§ **SOURCE DATA**
========================================

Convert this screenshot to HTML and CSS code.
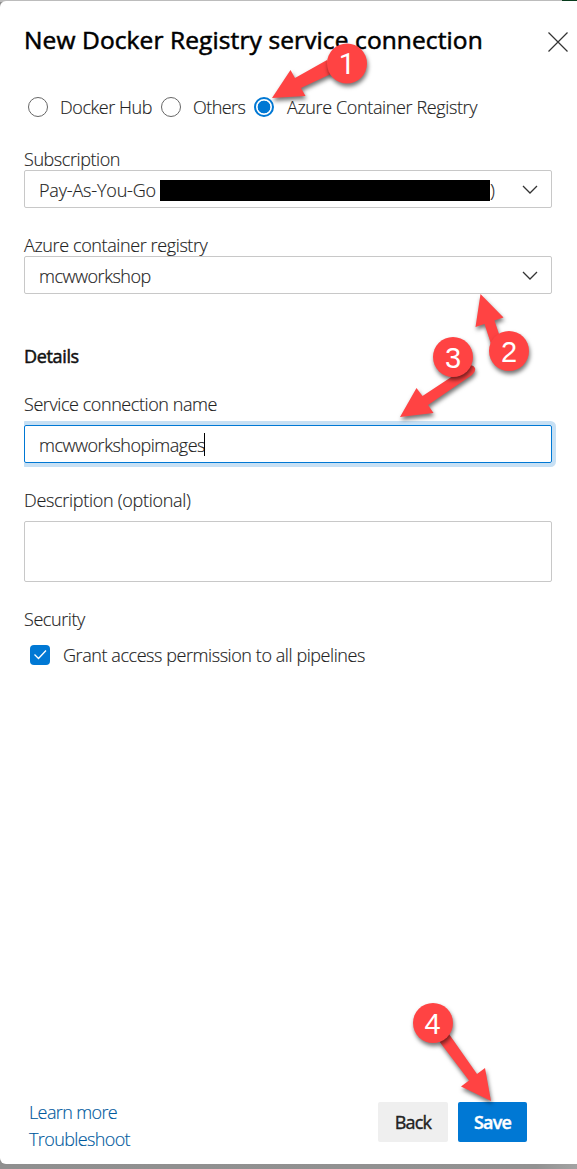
FILE: index.html
```html
<!DOCTYPE html>
<html lang="en">
<head>
<meta charset="utf-8">
<title>New Docker Registry service connection</title>
<link rel="stylesheet" href="styles.css">
</head>
<body>
<div class="backdrop">
<main class="panel">
  <header class="header">
    <h1 class="title">New Docker Registry service connection</h1>
    <svg class="close" viewBox="0 0 20 20"><path d="M.5 .5l19 19M19.5 .5l-19 19"/></svg>
  </header>
  <div class="radios">
    <span class="radio"></span><span class="radio-label hub">Docker Hub</span>
    <span class="radio"></span><span class="radio-label others">Others</span>
    <span class="radio checked"></span><span class="radio-label acr">Azure Container Registry</span>
  </div>
  <section class="field">
    <div class="label subscription">Subscription</div>
    <div class="box"><span class="payg">Pay-As-You-Go</span><span class="redacted"></span><span class="paren">)</span>
      <svg class="chevron" viewBox="0 0 16 10"><path d="M1 1l7 7 7-7"/></svg></div>
  </section>
  <section class="field registry">
    <div class="label registry-label">Azure container registry</div>
    <div class="box"><span class="workshop">mcwworkshop</span>
      <svg class="chevron" viewBox="0 0 16 10"><path d="M1 1l7 7 7-7"/></svg></div>
  </section>
  <h2 class="details">Details</h2>
  <section class="field name">
    <div class="label name-label">Service connection name</div>
    <div class="box focused"><span class="images">mcwworkshopimages</span><span class="caret"></span></div>
  </section>
  <section class="field description">
    <div class="label description-label">Description (optional)</div>
    <div class="box area"></div>
  </section>
  <div class="label security">Security</div>
  <div class="grant">
    <span class="checkbox"><svg viewBox="0 0 20 20"><path d="M4.5 9.5l4 4 7.500-8"/></svg></span>
    <span class="grant-label">Grant access permission to all pipelines</span>
  </div>
  <footer class="footer">
    <div class="links"><a class="learn">Learn more</a><a class="trouble">Troubleshoot</a></div>
    <div class="actions"><span class="button back"><span>Back</span></span><span class="button save"><span>Save</span></span></div>
  </footer>
</main>
<svg class="callouts" viewBox="0 0 577 1169">
  <g class="mark"><path d="M272 98L290.500 70l4.500 8L327 60l6 13-32 15 4.500 8z"/></g>
  <circle class="mark" cx="347" cy="63.500" r="20"/>
  <g class="mark"><path d="M480.500 294L503.500 317.500l-9 3L501 340l-10 4-6.500-20-9 3z"/></g>
  <circle class="mark" cx="509" cy="351" r="20"/>
  <g class="mark"><path d="M400 417L416.500 388l6 8L468 366q5-2 7 2 1 4-3 7L428 405l5.500 8z"/></g>
  <circle class="mark" cx="453" cy="357" r="20"/>
  <g class="mark"><path d="M491 1101L461 1086.500l8-6L439 1041l10-7 28 40 8-6z"/></g>
  <circle class="mark" cx="433" cy="1023" r="20"/>
  <text class="one" x="347" y="73.500">1</text><text x="509" y="361.500">2</text><text x="453" y="367.500">3</text><text x="432.500" y="1034">4</text>
</svg>
</div>
</body>
</html>
```
FILE: styles.css
```css
* { box-sizing: border-box; }
body { margin: 0; font-family: "Open Sans", "Noto Sans", sans-serif; font-size: 18px; font-weight: 350; color: #222; letter-spacing: -.43px; }
.backdrop { position: relative; height: 1169px; padding: 1px 0 5px; background: linear-gradient(90deg, #bcbcbc 0 562px, #073b1c 562px) 0 0 / 100% 2px no-repeat, linear-gradient(90deg, #8f8f8f, #929292 93%, #a3a3a3); overflow: hidden; }
.panel { display: flex; flex-direction: column; height: 1163px; padding: 24px 25px 22px 24px; background: #fff; border-radius: 6px 0 0 6px; line-height: 20px; white-space: nowrap; -webkit-text-stroke: .15px; }
.header { display: flex; justify-content: space-between; height: 32px; margin-right: -16px; }
.title { margin: 0; font-size: 24.500px; line-height: 30px; font-weight: 400; color: #000; letter-spacing: .11px; -webkit-text-stroke: .55px #000; }
.close { width: 20px; height: 20px; margin-top: 7px; fill: none; stroke: #333; stroke-width: 1.200; }
.radios { display: flex; align-items: center; height: 24px; margin-top: 38px; padding-left: 4px; }
.radio { width: 20px; height: 20px; flex: none; border: 1px solid #666; border-radius: 50%; }
.radio.checked { border: 2px solid #0078d4; background: radial-gradient(circle, #0078d4 6px, #fff 6.700px); }
.radio-label { margin-left: 12px; }
.hub { width: 101px; }
.others { width: 61px; letter-spacing: -.55px; }
.acr { margin-left: 13px; letter-spacing: -.38px; }
.field { display: flex; flex-direction: column; gap: 1px; margin-top: 30px; }
.label { height: 20px; }
.registry-label { letter-spacing: -.39px; }
.description-label { letter-spacing: -.3px; }
.box { display: flex; align-items: center; height: 38px; padding: 2px 13px 0 14px; border: 1px solid #c8c8c8; border-radius: 2px; }
.redacted { width: 330px; height: 21px; background: #000; }
.payg { width: 121px; letter-spacing: -.17px; }
.workshop, .images { letter-spacing: -.48px; }
.chevron { width: 16px; height: 10px; margin: -1px 0 0 auto; fill: none; stroke: #333; stroke-width: 1.300; }
.registry { margin-top: 27px; }
.details { margin: 52px 0 0; font-size: 18px; line-height: 20px; font-weight: 400; color: #111; letter-spacing: -.35px; -webkit-text-stroke: .5px; }
.name { margin-top: 28px; gap: 11px; }
.focused { border-color: #0078d4; box-shadow: 0 0 0 4px #c7e0f4; clip-path: inset(-4px -4px -4px 0); }
.caret { width: 1px; height: 23px; margin: -2px 0 0 -1px; background: #000; }
.description { margin-top: 27px; gap: 11px; }
.area { height: 61px; }
.security { margin-top: 27px; }
.grant { display: flex; gap: 13px; height: 20px; margin: 16px 0 0 6px; }
.checkbox { width: 20px; height: 20px; border-radius: 4px; background: #0078d4; }
.checkbox svg { display: block; fill: none; stroke: #fff; stroke-width: 1.300; }
.footer { display: flex; justify-content: space-between; height: 44px; margin-top: auto; padding: 0 25px 0 5px; }
.links { display: flex; flex-direction: column; padding-top: 1px; line-height: 27px; color: #005a9e; letter-spacing: -.62px; }
.links a { height: 27px; }
.actions { display: flex; gap: 10px; }
.button { display: flex; align-items: center; justify-content: center; width: 70px; height: 40px; margin-top: 4px; border-radius: 2px; background: #efefef; font-weight: 400; color: #222; letter-spacing: -.8px; -webkit-text-stroke: .4px; }
.save { width: 69px; background: #0078d4; color: #fff; font-weight: 600; }
.callouts { position: absolute; inset: 0; width: 577px; height: 1169px; }
.mark { fill: #ff4343; filter: drop-shadow(1px 3px 2px rgba(0, 0, 0, .55)); }
.callouts text { fill: #fff; font: 400 29px "Liberation Sans", Arial, sans-serif; letter-spacing: 0; text-anchor: middle; }
.callouts .one { font-family: Roboto, sans-serif; }
```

========================================

§ **TO DO**
Reproduce the material above in full, exactly, with no images.

§ **WRITTEN RESPONSE**
Convert this screenshot to HTML and CSS code.
FILE: index.html
```html
<!DOCTYPE html>
<html lang="en">
<head>
<meta charset="utf-8">
<title>New Docker Registry service connection</title>
<link rel="stylesheet" href="styles.css">
</head>
<body>
<div class="backdrop">
<main class="panel">
  <header class="header">
    <h1 class="title">New Docker Registry service connection</h1>
    <svg class="close" viewBox="0 0 20 20"><path d="M.5 .5l19 19M19.5 .5l-19 19"/></svg>
  </header>
  <div class="radios">
    <span class="radio"></span><span class="radio-label hub">Docker Hub</span>
    <span class="radio"></span><span class="radio-label others">Others</span>
    <span class="radio checked"></span><span class="radio-label acr">Azure Container Registry</span>
  </div>
  <section class="field">
    <div class="label subscription">Subscription</div>
    <div class="box"><span class="payg">Pay-As-You-Go</span><span class="redacted"></span><span class="paren">)</span>
      <svg class="chevron" viewBox="0 0 16 10"><path d="M1 1l7 7 7-7"/></svg></div>
  </section>
  <section class="field registry">
    <div class="label registry-label">Azure container registry</div>
    <div class="box"><span class="workshop">mcwworkshop</span>
      <svg class="chevron" viewBox="0 0 16 10"><path d="M1 1l7 7 7-7"/></svg></div>
  </section>
  <h2 class="details">Details</h2>
  <section class="field name">
    <div class="label name-label">Service connection name</div>
    <div class="box focused"><span class="images">mcwworkshopimages</span><span class="caret"></span></div>
  </section>
  <section class="field description">
    <div class="label description-label">Description (optional)</div>
    <div class="box area"></div>
  </section>
  <div class="label security">Security</div>
  <div class="grant">
    <span class="checkbox"><svg viewBox="0 0 20 20"><path d="M4.5 9.5l4 4 7.500-8"/></svg></span>
    <span class="grant-label">Grant access permission to all pipelines</span>
  </div>
  <footer class="footer">
    <div class="links"><a class="learn">Learn more</a><a class="trouble">Troubleshoot</a></div>
    <div class="actions"><span class="button back"><span>Back</span></span><span class="button save"><span>Save</span></span></div>
  </footer>
</main>
<svg class="callouts" viewBox="0 0 577 1169">
  <g class="mark"><path d="M272 98L290.500 70l4.500 8L327 60l6 13-32 15 4.500 8z"/></g>
  <circle class="mark" cx="347" cy="63.500" r="20"/>
  <g class="mark"><path d="M480.500 294L503.500 317.500l-9 3L501 340l-10 4-6.500-20-9 3z"/></g>
  <circle class="mark" cx="509" cy="351" r="20"/>
  <g class="mark"><path d="M400 417L416.500 388l6 8L468 366q5-2 7 2 1 4-3 7L428 405l5.500 8z"/></g>
  <circle class="mark" cx="453" cy="357" r="20"/>
  <g class="mark"><path d="M491 1101L461 1086.500l8-6L439 1041l10-7 28 40 8-6z"/></g>
  <circle class="mark" cx="433" cy="1023" r="20"/>
  <text class="one" x="347" y="73.500">1</text><text x="509" y="361.500">2</text><text x="453" y="367.500">3</text><text x="432.500" y="1034">4</text>
</svg>
</div>
</body>
</html>
```
FILE: styles.css
```css
* { box-sizing: border-box; }
body { margin: 0; font-family: "Open Sans", "Noto Sans", sans-serif; font-size: 18px; font-weight: 350; color: #222; letter-spacing: -.43px; }
.backdrop { position: relative; height: 1169px; padding: 1px 0 5px; background: linear-gradient(90deg, #bcbcbc 0 562px, #073b1c 562px) 0 0 / 100% 2px no-repeat, linear-gradient(90deg, #8f8f8f, #929292 93%, #a3a3a3); overflow: hidden; }
.panel { display: flex; flex-direction: column; height: 1163px; padding: 24px 25px 22px 24px; background: #fff; border-radius: 6px 0 0 6px; line-height: 20px; white-space: nowrap; -webkit-text-stroke: .15px; }
.header { display: flex; justify-content: space-between; height: 32px; margin-right: -16px; }
.title { margin: 0; font-size: 24.500px; line-height: 30px; font-weight: 400; color: #000; letter-spacing: .11px; -webkit-text-stroke: .55px #000; }
.close { width: 20px; height: 20px; margin-top: 7px; fill: none; stroke: #333; stroke-width: 1.200; }
.radios { display: flex; align-items: center; height: 24px; margin-top: 38px; padding-left: 4px; }
.radio { width: 20px; height: 20px; flex: none; border: 1px solid #666; border-radius: 50%; }
.radio.checked { border: 2px solid #0078d4; background: radial-gradient(circle, #0078d4 6px, #fff 6.700px); }
.radio-label { margin-left: 12px; }
.hub { width: 101px; }
.others { width: 61px; letter-spacing: -.55px; }
.acr { margin-left: 13px; letter-spacing: -.38px; }
.field { display: flex; flex-direction: column; gap: 1px; margin-top: 30px; }
.label { height: 20px; }
.registry-label { letter-spacing: -.39px; }
.description-label { letter-spacing: -.3px; }
.box { display: flex; align-items: center; height: 38px; padding: 2px 13px 0 14px; border: 1px solid #c8c8c8; border-radius: 2px; }
.redacted { width: 330px; height: 21px; background: #000; }
.payg { width: 121px; letter-spacing: -.17px; }
.workshop, .images { letter-spacing: -.48px; }
.chevron { width: 16px; height: 10px; margin: -1px 0 0 auto; fill: none; stroke: #333; stroke-width: 1.300; }
.registry { margin-top: 27px; }
.details { margin: 52px 0 0; font-size: 18px; line-height: 20px; font-weight: 400; color: #111; letter-spacing: -.35px; -webkit-text-stroke: .5px; }
.name { margin-top: 28px; gap: 11px; }
.focused { border-color: #0078d4; box-shadow: 0 0 0 4px #c7e0f4; clip-path: inset(-4px -4px -4px 0); }
.caret { width: 1px; height: 23px; margin: -2px 0 0 -1px; background: #000; }
.description { margin-top: 27px; gap: 11px; }
.area { height: 61px; }
.security { margin-top: 27px; }
.grant { display: flex; gap: 13px; height: 20px; margin: 16px 0 0 6px; }
.checkbox { width: 20px; height: 20px; border-radius: 4px; background: #0078d4; }
.checkbox svg { display: block; fill: none; stroke: #fff; stroke-width: 1.300; }
.footer { display: flex; justify-content: space-between; height: 44px; margin-top: auto; padding: 0 25px 0 5px; }
.links { display: flex; flex-direction: column; padding-top: 1px; line-height: 27px; color: #005a9e; letter-spacing: -.62px; }
.links a { height: 27px; }
.actions { display: flex; gap: 10px; }
.button { display: flex; align-items: center; justify-content: center; width: 70px; height: 40px; margin-top: 4px; border-radius: 2px; background: #efefef; font-weight: 400; color: #222; letter-spacing: -.8px; -webkit-text-stroke: .4px; }
.save { width: 69px; background: #0078d4; color: #fff; font-weight: 600; }
.callouts { position: absolute; inset: 0; width: 577px; height: 1169px; }
.mark { fill: #ff4343; filter: drop-shadow(1px 3px 2px rgba(0, 0, 0, .55)); }
.callouts text { fill: #fff; font: 400 29px "Liberation Sans", Arial, sans-serif; letter-spacing: 0; text-anchor: middle; }
.callouts .one { font-family: Roboto, sans-serif; }
```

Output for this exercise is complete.